Życie w UK
W Londynie spalono amerykańską flagę
Minuta ciszy miała upamiętnić moment, w którym 10 lat temu pierwszy z porwanych samolotów uderzył w World Trade Centre. Nie wszyscy mieszkańcy Wielkiej Brytanii uszanowali tę chwilę. W czasie kiedy jedni oddawali się zadumie, setka protestujących przed ambasadą Stanów Zjednoczonych w Londynie spaliła flagę amerykańską.

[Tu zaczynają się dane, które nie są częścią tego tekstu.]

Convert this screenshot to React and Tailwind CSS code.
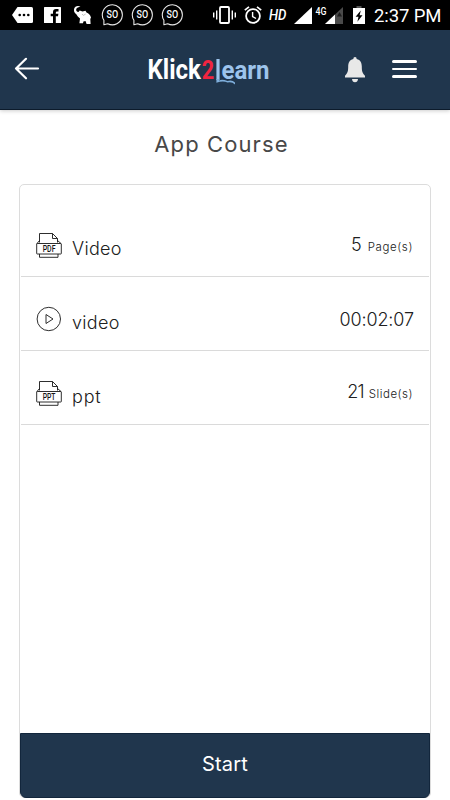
const ink = "#161616";

function ChatBadge() {
  return (
    <svg className="h-[22px] w-[22px] shrink-0" viewBox="0 0 22 22" fill="none">
      <path d="M2.9 20.8 V16.2 A10 10 0 1 1 6.7 19.7 Z" stroke="#e8e8e8" strokeWidth="1.1" strokeLinejoin="round" />
      <text x="5.6" y="14.4" textLength="11.6" lengthAdjust="spacingAndGlyphs" fontFamily="Roboto, sans-serif" fontWeight="500" fontSize="10" fill="#fff">SO</text>
    </svg>
  );
}

function StatusBar() {
  return (
    <div className="flex h-[30px] shrink-0 items-center bg-black">
      <svg className="ml-3 h-4 w-[21px] shrink-0" viewBox="0 0 21 16">
        <path d="M5.5 0 H19.5 Q21 0 21 1.5 V14.5 Q21 16 19.5 16 H5.5 L0 8 Z" fill="#fff" />
        <g fill="#000"><circle cx="7.7" cy="8" r="1.3" /><circle cx="12" cy="8" r="1.3" /><circle cx="16.3" cy="8" r="1.3" /></g>
      </svg>
      <svg className="ml-[11px] h-4 w-[17px] shrink-0" viewBox="0 0 17 16">
        <rect width="17" height="16" rx="0.5" fill="#fff" />
        <path d="M9 16 V9.3 H6.7 V6.7 H9 V5 Q9 2 12 2 H14.5 V4.6 H13 Q11.8 4.6 11.8 5.7 V6.7 H14.4 L14 9.3 H11.8 V16 Z" fill="#000" />
      </svg>
      <svg className="ml-3 h-5 w-[19px] shrink-0" viewBox="0 0 19 20">
        <path d="M7.5 1.8 C5.5 .2 2.5 .8 1.4 3 C.4 5.3 1.1 7.7 3.3 9.2 L4.8 11.5 L7 13.5 L6.4 18.3 H10 L10.4 16.5 L12.500 16 L13.6 18.9 H17.6 L17.3 14 L18 12.5 C17 9.5 15.7 8.2 13.5 7.5 L12.5 5.8 L9.5 6.6 L6.7 5.6 L5.5 7 C3.6 6.9 2.8 5.4 3.3 4 C3.9 2.5 5.7 2.3 7.5 1.8 Z" fill="#fff" />
        <path d="M9 9 L10.3 10.4 L12.7 9" stroke="#999" strokeWidth=".6" fill="none" />
      </svg>
      <div className="ml-[9px] flex gap-2"><ChatBadge /><ChatBadge /><ChatBadge /></div>
      <svg className="ml-[30px] h-[18px] w-[23px] shrink-0" viewBox="0 0 23 18" stroke="#fff" fill="none">
        <rect x="7" y="1" width="9" height="16" rx="1" strokeWidth="1.8" />
        <path d="M3.7 4.5 V13.5 M.7 6.5 V11.5 M19.3 4.5 V13.5 M22.3 6.5 V11.5" strokeWidth="1.4" />
      </svg>
      <svg className="ml-2 h-[18px] w-[18px] shrink-0" viewBox="0 0 18 18" stroke="#fff" fill="none">
        <circle cx="9" cy="10" r="6.9" strokeWidth="1.8" />
        <path d="M.8 4.2 L5 .8 M13 .8 L17.2 4.2" strokeWidth="1.7" />
        <path d="M8.6 6 V10.5 L12 12.5" strokeWidth="1.4" />
      </svg>
      <svg className="ml-[7px] h-[18px] w-[19px] shrink-0" viewBox="0 0 19 18">
        <text x="0" y="14.2" textLength="17.5" lengthAdjust="spacingAndGlyphs" fontFamily="Roboto, sans-serif" fontStyle="italic" fontWeight="500" fontSize="15" fill="#fff">HD</text>
      </svg>
      <svg className="ml-[6px] h-[17px] w-[18px] shrink-0" viewBox="0 0 18 17"><path d="M18 0 V17 H0 Z" fill="#fff" /></svg>
      <svg className="ml-[3px] h-[20px] w-[29px] shrink-0" viewBox="0 0 29 20">
        <path d="M28 2 V19 H10 Z" fill="#4a4a4a" />
        <path d="M20 9.5 V19 H10 Z" fill="#fff" />
        <path d="M24.5 7 L27 11.5 H22 Z" fill="#1c1c1c" />
        <text x="0.500" y="9.5" textLength="11" lengthAdjust="spacingAndGlyphs" fontFamily="Roboto, sans-serif" fontWeight="500" fontSize="11" fill="#fff">4G</text>
      </svg>
      <svg className="ml-[9px] h-[18px] w-3 shrink-0" viewBox="0 0 12 18">
        <path d="M0 2 H12 V18 H0 Z" fill="#fff" />
        <path d="M3.5 0 H8.5 V2 H3.5 Z" fill="#555" />
        <path d="M7.8 4.5 L2.6 10.8 H5.5 L4.4 15.8 L9.5 9.3 H6.6 Z" fill="#000" />
      </svg>
      <span className="mt-px ml-[9px] font-['Roboto',sans-serif] text-[18.5px] leading-[30px] font-normal tracking-[-0.1px] whitespace-nowrap text-white">2:37 PM</span>
    </div>
  );
}

function Logo() {
  return (
    <svg className="h-8 w-[126px]" viewBox="0 0 126 32" fontFamily="Roboto, sans-serif" fontWeight="700">
      <text x="0.5" y="24.5" fontSize="27" textLength="53.5" lengthAdjust="spacingAndGlyphs" fill="#fff">Klick</text>
      <text x="54.8" y="24.500" fontSize="26" textLength="12.4" lengthAdjust="spacingAndGlyphs" fill="#f02440">2</text>
      <path d="M71 5 V26" stroke="#9dc4ec" strokeWidth="3.2" />
      <text x="74.5" y="24.5" fontSize="26" textLength="48" lengthAdjust="spacingAndGlyphs" fill="#9dc4ec">earn</text>
      <path d="M69.4 25 V28.800 Q76 26.500 80.500 28.500 Q85 27.500 88 30.500 V28.500 Q85 25.500 80.500 27 Q75 24.800 72 26.500 V25 Z" fill="#7fafdc" />
    </svg>
  );
}

function Header() {
  return (
    <header className="flex h-20 shrink-0 items-center border-b border-[#0c1b2b] bg-[#20364d] shadow-[0_1px_4px_rgba(0,0,0,0.2)]">
      <svg className="mb-px ml-[14px] h-6 w-[26px]" viewBox="0 0 26 24" fill="none" stroke="#fff" strokeWidth="2.2" strokeLinecap="round" strokeLinejoin="round">
        <path d="M24 11.5 H2 M12 1.8 L2 11.5 L12 21.3" />
      </svg>
      <div className="ml-[107px]"><Logo /></div>
      <svg className="ml-[72px] h-[26px] w-5" viewBox="0 0 20 26" fill="#e8e8e8">
        <path d="M10 0 Q11.7 0 11.7 2 C15.5 2.8 16.8 6 16.8 9.5 C16.8 14 17.3 16 20 18.7 V20.5 H0 V18.7 C2.7 16 3.2 14 3.2 9.5 C3.2 6 4.5 2.8 8.3 2 Q8.3 0 10 0 Z M7 22 H13 Q12.6 25.2 10 25.2 Q7.4 25.2 7 22 Z" />
      </svg>
      <div className="mb-px ml-[27px] flex w-[25px] flex-col gap-[5px]">
        <span className="h-[2.5px] rounded-full bg-white" />
        <span className="h-[2.5px] rounded-full bg-white" />
        <span className="h-[2.5px] rounded-full bg-white" />
      </div>
    </header>
  );
}

function FileIcon({ label }) {
  return (
    <svg className="mb-[2px] h-[26px] w-[26px]" viewBox="0 0 26 26" fill="none" stroke={ink} strokeWidth=".9">
      <path d="M3.5 10.5 V1.5 H16.5 L21.5 6.5 V10.5 M16.5 1.5 V6.5 H21.5 M3.5 8.5 L1 11.5 M21.5 8.5 L25 11.5" />
      <rect x=".7" y="11.5" width="24.6" height="10.5" rx=".5" />
      <path d="M3.5 22 V25.3 H22 V22" />
      <text x="6.7" y="20" textLength="12.8" lengthAdjust="spacingAndGlyphs" stroke="none" fill={ink} fontFamily="Roboto, sans-serif" fontWeight="500" fontSize="8.5">{label}</text>
    </svg>
  );
}

function PlayIcon() {
  return (
    <svg className="mb-[2px] h-[26px] w-[26px]" viewBox="0 0 26 26" fill="none" stroke={ink} strokeWidth=".9">
      <circle cx="12.8" cy="13" r="11.7" />
      <path d="M10 8.5 V17.5 L17 13 Z" strokeLinejoin="round" />
    </svg>
  );
}

function Row({ icon, name, nameClass, valueClass, children }) {
  return (
    <li className="mx-px flex h-[73.7px] items-end border-b border-[#dadada] pr-4 pb-4 pl-[15px]">
      {icon}
      <span className={"ml-[10px] text-[18px] leading-[22px] " + nameClass}>{name}</span>
      <span className={"ml-auto flex items-baseline leading-[22px] " + valueClass}>{children}</span>
    </li>
  );
}

export default function App() {
  return (
    <div className="flex h-[800px] w-[450px] flex-col overflow-hidden bg-white font-['Inter','Open_Sans',sans-serif] font-light text-[#202020]">
      <StatusBar />
      <Header />
      <h1 className="mt-5 pr-[7px] text-center text-[22px] leading-7 font-normal tracking-[1.1px] text-[#484848]">App Course</h1>
      <main className="mx-[19px] mt-[26px] flex h-[614px] flex-col rounded-[5px] border border-[#dcdcdc]">
        <ul className="flex flex-1 flex-col pt-[18.8px]">
          <Row icon={<FileIcon label="PDF" />} name="Video" nameClass="tracking-[0.3px]" valueClass="mb-[2px]">
            <span className="text-[18px]">5</span>
            <span className="ml-[6px] text-[11.5px] tracking-[0.6px]">Page(s)</span>
          </Row>
          <Row icon={<PlayIcon />} name="video" nameClass="tracking-[0.3px]" valueClass="mb-[3px]">
            <span className="-mr-px text-[18px] tracking-[-0.1px]">00:02:07</span>
          </Row>
          <Row icon={<FileIcon label="PPT" />} name="ppt" nameClass="tracking-[0.8px]" valueClass="mb-[3px]">
            <span className="text-[18px] tracking-[-0.8px]">21</span>
            <span className="ml-[5px] text-[11.5px] tracking-[0.5px]">Slide(s)</span>
          </Row>
        </ul>
        <button className="-mb-px h-[65px] shrink-0 rounded-b-[6px] border border-[#12263c] bg-[#20364d] pb-1 text-[20px] font-normal tracking-[0.2px] text-white">Start</button>
      </main>
    </div>
  );
}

Grupa 100 muzułmańskich radykałów, w tym członkowie grupy Muzułmanie Przeciwko Krucjatom wykrzykiwali hasła typu „USA to terroryści" i wymachiwali antyamerykańskimi plakatami. Jeden z protestujących w Grosvenor Square powiedział: „Będziecie zawsze musieli mierzyć się z cierpieniem i upokorzeniem, jeśli nie wycofacie swoich wojsk z muzułmańskich krajów". Niewielka grupa muzułmanów zorganizowała kontrdemonstrację, trzymając transparenty: „Muzułmanie przeciwko ekstermizmowi" i „Jeśli chcecie szariatu, przenieście się do Arabii". Abdul Sallam wymachujący tabliczką z napisem „Zachowajcie ciszę" przybył do Londynu z Glasgow, aby wyrazić swój sprzeciw. Mówił: „To co robią protestujący przynosi hańbę wszystkim muzułmanom. To nie jest zgodne z naukami islamu. Islam dotyczy pokoju, a oni chcą nienawiści". Dwadzieścia osób zostało aresztowanych za naruszenie pokoju po tym jak rozproszyli się w kierunku Oxford Street i co najmniej czterech muzułmanów została aresztowanych kiedy policja eskortowała ich z powrotem w kierunku meczetu w Regents Park.